Milach has been haunted by Russia, and by seven people in particular. He spent six years with those people in three cities: Moscow, Yekaterinburg, and Krasnoyarsk. As thirty-somethings, they are intermediates between the ineradicable Soviet mentality and the increasingly anxious Russian mind of today. In Russian, a language in which there is a separate word for everything, the word ‘country’ means both the territory and the government.

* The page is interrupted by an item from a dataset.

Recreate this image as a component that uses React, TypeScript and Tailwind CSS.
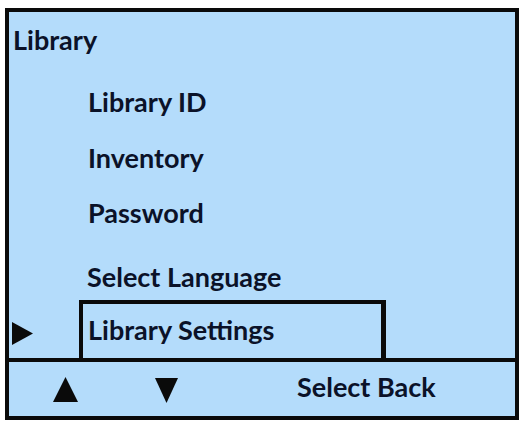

Milach’s search is a fascinating and subtle journey into a loss of direction, into a sad and beautiful connection with Russia.

Text by Liza Faktor

Rafal Milach

Rafal Milach is a documentary photographer based in Warsaw, Poland. He graduated from the Academy of Fine Arts in Katowice, Poland, and the Institute for Creative Photography (ITF) in Opava, Czech Republic. For more than ten years he has been working on transition issues in Russian-speaking countries and the CEE region. This work resulted in the book 7 Rooms (Kehrer Verlag, 2011) and such essays as “The Grey” (2002), “Wunderland” (2006), “Disappearing Circus” (2008), and “Black Sea of Concrete” (2009). Rafal’s photos were exhibited at MOCA Shanghai and are the part of the collection of the Kiyosato Museum of Photographic Arts in Japan. They have been also presented at PHotoEspaña, Look3, and Rencontres Photographiques d’Arles. In 2007, Rafal took part in the Joop Swart Masterclass run by World Press Photo. In the next three years, he received stipends from the Polish Ministry of Culture, the European Cultural Foundation, and the Visegrad Fund. His pictures have been honored with World Press Photo, Pictures of the Year International, Photography Book Now, and New York Photo Festival awards. In 2006, together with ten other Central Eastern European photographers, Rafal created a photo collective, Sputnik Photos, to document, promote, and spread knowledge on transition issues in CEE countries. For the past three years, Rafal has run a documentary workshop at the Academy of Photography in Warsaw. He was also the curator of such book projects as Rough Cut (2011), 25/25, and Don't Mess with Texas (2011) within Photomonth in Krakow. Rafal is a guest lecturer at the ITF in Opava.